Task directions >> Repeat the entire listing exactly as written.

Supplied material >>
______________________________

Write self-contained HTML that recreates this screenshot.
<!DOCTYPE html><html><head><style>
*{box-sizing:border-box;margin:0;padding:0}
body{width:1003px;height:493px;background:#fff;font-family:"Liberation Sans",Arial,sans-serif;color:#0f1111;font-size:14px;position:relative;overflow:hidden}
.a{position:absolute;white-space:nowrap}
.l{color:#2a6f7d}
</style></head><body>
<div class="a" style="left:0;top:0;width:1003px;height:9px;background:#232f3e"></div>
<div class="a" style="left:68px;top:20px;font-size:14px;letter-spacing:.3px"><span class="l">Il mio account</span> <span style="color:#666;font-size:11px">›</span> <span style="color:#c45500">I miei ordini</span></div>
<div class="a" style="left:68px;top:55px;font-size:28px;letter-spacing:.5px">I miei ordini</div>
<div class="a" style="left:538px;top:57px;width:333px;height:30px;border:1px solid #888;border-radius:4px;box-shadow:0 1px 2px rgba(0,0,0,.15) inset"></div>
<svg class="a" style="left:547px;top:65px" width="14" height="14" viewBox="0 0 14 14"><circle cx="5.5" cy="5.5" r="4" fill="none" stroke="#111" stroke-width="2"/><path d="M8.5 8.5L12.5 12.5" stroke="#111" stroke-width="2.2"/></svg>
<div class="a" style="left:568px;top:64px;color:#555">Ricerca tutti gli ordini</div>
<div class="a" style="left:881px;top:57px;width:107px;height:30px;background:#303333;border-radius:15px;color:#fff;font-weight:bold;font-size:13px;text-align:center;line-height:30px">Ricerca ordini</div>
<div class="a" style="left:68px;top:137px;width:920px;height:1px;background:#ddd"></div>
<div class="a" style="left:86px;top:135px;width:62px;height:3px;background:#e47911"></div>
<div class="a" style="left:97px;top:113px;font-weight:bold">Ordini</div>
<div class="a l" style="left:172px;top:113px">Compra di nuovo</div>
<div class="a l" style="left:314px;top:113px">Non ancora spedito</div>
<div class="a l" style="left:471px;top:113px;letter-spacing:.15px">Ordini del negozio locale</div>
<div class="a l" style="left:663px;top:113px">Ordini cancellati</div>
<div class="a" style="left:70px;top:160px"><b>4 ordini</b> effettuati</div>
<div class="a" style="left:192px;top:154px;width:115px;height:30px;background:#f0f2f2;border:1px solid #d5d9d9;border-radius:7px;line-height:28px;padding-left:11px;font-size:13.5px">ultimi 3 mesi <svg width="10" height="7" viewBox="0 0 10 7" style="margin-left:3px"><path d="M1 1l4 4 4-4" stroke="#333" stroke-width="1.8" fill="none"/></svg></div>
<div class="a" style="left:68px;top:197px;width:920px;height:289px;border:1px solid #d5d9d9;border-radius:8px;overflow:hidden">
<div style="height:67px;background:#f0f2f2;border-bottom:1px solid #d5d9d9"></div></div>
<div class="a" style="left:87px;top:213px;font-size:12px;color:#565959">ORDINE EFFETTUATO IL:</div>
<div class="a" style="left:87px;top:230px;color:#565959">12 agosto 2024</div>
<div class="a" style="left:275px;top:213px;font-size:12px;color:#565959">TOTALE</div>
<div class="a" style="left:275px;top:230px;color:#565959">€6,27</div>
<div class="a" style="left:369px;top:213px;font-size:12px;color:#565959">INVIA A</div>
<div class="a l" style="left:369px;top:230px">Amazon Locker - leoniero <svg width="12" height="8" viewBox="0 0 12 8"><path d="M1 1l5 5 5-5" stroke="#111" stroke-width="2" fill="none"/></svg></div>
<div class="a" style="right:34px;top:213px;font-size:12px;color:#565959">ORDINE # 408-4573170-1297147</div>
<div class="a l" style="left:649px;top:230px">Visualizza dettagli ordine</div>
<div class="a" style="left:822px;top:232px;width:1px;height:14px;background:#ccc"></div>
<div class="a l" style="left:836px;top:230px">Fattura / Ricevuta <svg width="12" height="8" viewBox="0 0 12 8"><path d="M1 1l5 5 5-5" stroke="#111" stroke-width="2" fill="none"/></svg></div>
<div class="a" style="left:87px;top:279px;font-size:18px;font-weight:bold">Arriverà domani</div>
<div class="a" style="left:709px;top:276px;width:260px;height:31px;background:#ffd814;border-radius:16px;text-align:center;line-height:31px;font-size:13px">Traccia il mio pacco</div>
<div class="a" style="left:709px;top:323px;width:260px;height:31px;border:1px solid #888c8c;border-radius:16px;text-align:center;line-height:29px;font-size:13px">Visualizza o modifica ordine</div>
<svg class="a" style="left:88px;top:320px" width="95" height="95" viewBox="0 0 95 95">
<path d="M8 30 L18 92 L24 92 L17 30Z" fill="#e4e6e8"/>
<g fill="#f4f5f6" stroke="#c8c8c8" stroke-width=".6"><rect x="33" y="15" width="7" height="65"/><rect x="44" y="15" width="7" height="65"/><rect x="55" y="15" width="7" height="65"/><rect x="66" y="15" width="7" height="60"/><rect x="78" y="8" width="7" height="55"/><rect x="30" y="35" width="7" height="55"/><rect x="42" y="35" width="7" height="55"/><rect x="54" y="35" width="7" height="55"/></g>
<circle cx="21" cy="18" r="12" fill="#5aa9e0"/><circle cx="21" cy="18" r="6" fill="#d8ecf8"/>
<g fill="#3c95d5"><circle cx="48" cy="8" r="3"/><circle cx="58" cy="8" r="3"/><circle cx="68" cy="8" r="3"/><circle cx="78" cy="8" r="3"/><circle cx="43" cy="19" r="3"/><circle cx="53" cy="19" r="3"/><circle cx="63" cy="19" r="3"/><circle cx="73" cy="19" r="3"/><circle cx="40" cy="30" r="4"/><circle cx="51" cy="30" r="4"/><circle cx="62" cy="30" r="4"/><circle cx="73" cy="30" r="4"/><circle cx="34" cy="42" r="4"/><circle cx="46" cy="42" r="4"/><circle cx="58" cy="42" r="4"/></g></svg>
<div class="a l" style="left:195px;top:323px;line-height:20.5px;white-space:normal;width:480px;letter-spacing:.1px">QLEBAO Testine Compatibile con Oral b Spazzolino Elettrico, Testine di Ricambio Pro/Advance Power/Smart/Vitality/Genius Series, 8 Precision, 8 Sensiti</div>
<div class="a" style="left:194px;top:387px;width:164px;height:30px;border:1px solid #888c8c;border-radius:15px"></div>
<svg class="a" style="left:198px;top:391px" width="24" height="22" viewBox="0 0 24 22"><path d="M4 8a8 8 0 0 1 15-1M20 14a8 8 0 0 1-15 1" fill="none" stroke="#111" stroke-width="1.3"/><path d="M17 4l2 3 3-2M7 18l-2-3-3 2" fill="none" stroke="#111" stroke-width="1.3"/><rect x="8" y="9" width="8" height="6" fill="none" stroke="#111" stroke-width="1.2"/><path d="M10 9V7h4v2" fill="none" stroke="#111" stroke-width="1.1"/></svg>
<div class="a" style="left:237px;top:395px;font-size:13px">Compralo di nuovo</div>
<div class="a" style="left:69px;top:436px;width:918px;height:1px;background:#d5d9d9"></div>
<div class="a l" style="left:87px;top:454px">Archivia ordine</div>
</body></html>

______________________________

Exercise response >>
Write self-contained HTML that recreates this screenshot.
<!DOCTYPE html><html><head><style>
*{box-sizing:border-box;margin:0;padding:0}
body{width:1003px;height:493px;background:#fff;font-family:"Liberation Sans",Arial,sans-serif;color:#0f1111;font-size:14px;position:relative;overflow:hidden}
.a{position:absolute;white-space:nowrap}
.l{color:#2a6f7d}
</style></head><body>
<div class="a" style="left:0;top:0;width:1003px;height:9px;background:#232f3e"></div>
<div class="a" style="left:68px;top:20px;font-size:14px;letter-spacing:.3px"><span class="l">Il mio account</span> <span style="color:#666;font-size:11px">›</span> <span style="color:#c45500">I miei ordini</span></div>
<div class="a" style="left:68px;top:55px;font-size:28px;letter-spacing:.5px">I miei ordini</div>
<div class="a" style="left:538px;top:57px;width:333px;height:30px;border:1px solid #888;border-radius:4px;box-shadow:0 1px 2px rgba(0,0,0,.15) inset"></div>
<svg class="a" style="left:547px;top:65px" width="14" height="14" viewBox="0 0 14 14"><circle cx="5.5" cy="5.5" r="4" fill="none" stroke="#111" stroke-width="2"/><path d="M8.5 8.5L12.5 12.5" stroke="#111" stroke-width="2.2"/></svg>
<div class="a" style="left:568px;top:64px;color:#555">Ricerca tutti gli ordini</div>
<div class="a" style="left:881px;top:57px;width:107px;height:30px;background:#303333;border-radius:15px;color:#fff;font-weight:bold;font-size:13px;text-align:center;line-height:30px">Ricerca ordini</div>
<div class="a" style="left:68px;top:137px;width:920px;height:1px;background:#ddd"></div>
<div class="a" style="left:86px;top:135px;width:62px;height:3px;background:#e47911"></div>
<div class="a" style="left:97px;top:113px;font-weight:bold">Ordini</div>
<div class="a l" style="left:172px;top:113px">Compra di nuovo</div>
<div class="a l" style="left:314px;top:113px">Non ancora spedito</div>
<div class="a l" style="left:471px;top:113px;letter-spacing:.15px">Ordini del negozio locale</div>
<div class="a l" style="left:663px;top:113px">Ordini cancellati</div>
<div class="a" style="left:70px;top:160px"><b>4 ordini</b> effettuati</div>
<div class="a" style="left:192px;top:154px;width:115px;height:30px;background:#f0f2f2;border:1px solid #d5d9d9;border-radius:7px;line-height:28px;padding-left:11px;font-size:13.5px">ultimi 3 mesi <svg width="10" height="7" viewBox="0 0 10 7" style="margin-left:3px"><path d="M1 1l4 4 4-4" stroke="#333" stroke-width="1.8" fill="none"/></svg></div>
<div class="a" style="left:68px;top:197px;width:920px;height:289px;border:1px solid #d5d9d9;border-radius:8px;overflow:hidden">
<div style="height:67px;background:#f0f2f2;border-bottom:1px solid #d5d9d9"></div></div>
<div class="a" style="left:87px;top:213px;font-size:12px;color:#565959">ORDINE EFFETTUATO IL:</div>
<div class="a" style="left:87px;top:230px;color:#565959">12 agosto 2024</div>
<div class="a" style="left:275px;top:213px;font-size:12px;color:#565959">TOTALE</div>
<div class="a" style="left:275px;top:230px;color:#565959">€6,27</div>
<div class="a" style="left:369px;top:213px;font-size:12px;color:#565959">INVIA A</div>
<div class="a l" style="left:369px;top:230px">Amazon Locker - leoniero <svg width="12" height="8" viewBox="0 0 12 8"><path d="M1 1l5 5 5-5" stroke="#111" stroke-width="2" fill="none"/></svg></div>
<div class="a" style="right:34px;top:213px;font-size:12px;color:#565959">ORDINE # 408-4573170-1297147</div>
<div class="a l" style="left:649px;top:230px">Visualizza dettagli ordine</div>
<div class="a" style="left:822px;top:232px;width:1px;height:14px;background:#ccc"></div>
<div class="a l" style="left:836px;top:230px">Fattura / Ricevuta <svg width="12" height="8" viewBox="0 0 12 8"><path d="M1 1l5 5 5-5" stroke="#111" stroke-width="2" fill="none"/></svg></div>
<div class="a" style="left:87px;top:279px;font-size:18px;font-weight:bold">Arriverà domani</div>
<div class="a" style="left:709px;top:276px;width:260px;height:31px;background:#ffd814;border-radius:16px;text-align:center;line-height:31px;font-size:13px">Traccia il mio pacco</div>
<div class="a" style="left:709px;top:323px;width:260px;height:31px;border:1px solid #888c8c;border-radius:16px;text-align:center;line-height:29px;font-size:13px">Visualizza o modifica ordine</div>
<svg class="a" style="left:88px;top:320px" width="95" height="95" viewBox="0 0 95 95">
<path d="M8 30 L18 92 L24 92 L17 30Z" fill="#e4e6e8"/>
<g fill="#f4f5f6" stroke="#c8c8c8" stroke-width=".6"><rect x="33" y="15" width="7" height="65"/><rect x="44" y="15" width="7" height="65"/><rect x="55" y="15" width="7" height="65"/><rect x="66" y="15" width="7" height="60"/><rect x="78" y="8" width="7" height="55"/><rect x="30" y="35" width="7" height="55"/><rect x="42" y="35" width="7" height="55"/><rect x="54" y="35" width="7" height="55"/></g>
<circle cx="21" cy="18" r="12" fill="#5aa9e0"/><circle cx="21" cy="18" r="6" fill="#d8ecf8"/>
<g fill="#3c95d5"><circle cx="48" cy="8" r="3"/><circle cx="58" cy="8" r="3"/><circle cx="68" cy="8" r="3"/><circle cx="78" cy="8" r="3"/><circle cx="43" cy="19" r="3"/><circle cx="53" cy="19" r="3"/><circle cx="63" cy="19" r="3"/><circle cx="73" cy="19" r="3"/><circle cx="40" cy="30" r="4"/><circle cx="51" cy="30" r="4"/><circle cx="62" cy="30" r="4"/><circle cx="73" cy="30" r="4"/><circle cx="34" cy="42" r="4"/><circle cx="46" cy="42" r="4"/><circle cx="58" cy="42" r="4"/></g></svg>
<div class="a l" style="left:195px;top:323px;line-height:20.5px;white-space:normal;width:480px;letter-spacing:.1px">QLEBAO Testine Compatibile con Oral b Spazzolino Elettrico, Testine di Ricambio Pro/Advance Power/Smart/Vitality/Genius Series, 8 Precision, 8 Sensiti</div>
<div class="a" style="left:194px;top:387px;width:164px;height:30px;border:1px solid #888c8c;border-radius:15px"></div>
<svg class="a" style="left:198px;top:391px" width="24" height="22" viewBox="0 0 24 22"><path d="M4 8a8 8 0 0 1 15-1M20 14a8 8 0 0 1-15 1" fill="none" stroke="#111" stroke-width="1.3"/><path d="M17 4l2 3 3-2M7 18l-2-3-3 2" fill="none" stroke="#111" stroke-width="1.3"/><rect x="8" y="9" width="8" height="6" fill="none" stroke="#111" stroke-width="1.2"/><path d="M10 9V7h4v2" fill="none" stroke="#111" stroke-width="1.1"/></svg>
<div class="a" style="left:237px;top:395px;font-size:13px">Compralo di nuovo</div>
<div class="a" style="left:69px;top:436px;width:918px;height:1px;background:#d5d9d9"></div>
<div class="a l" style="left:87px;top:454px">Archivia ordine</div>
</body></html>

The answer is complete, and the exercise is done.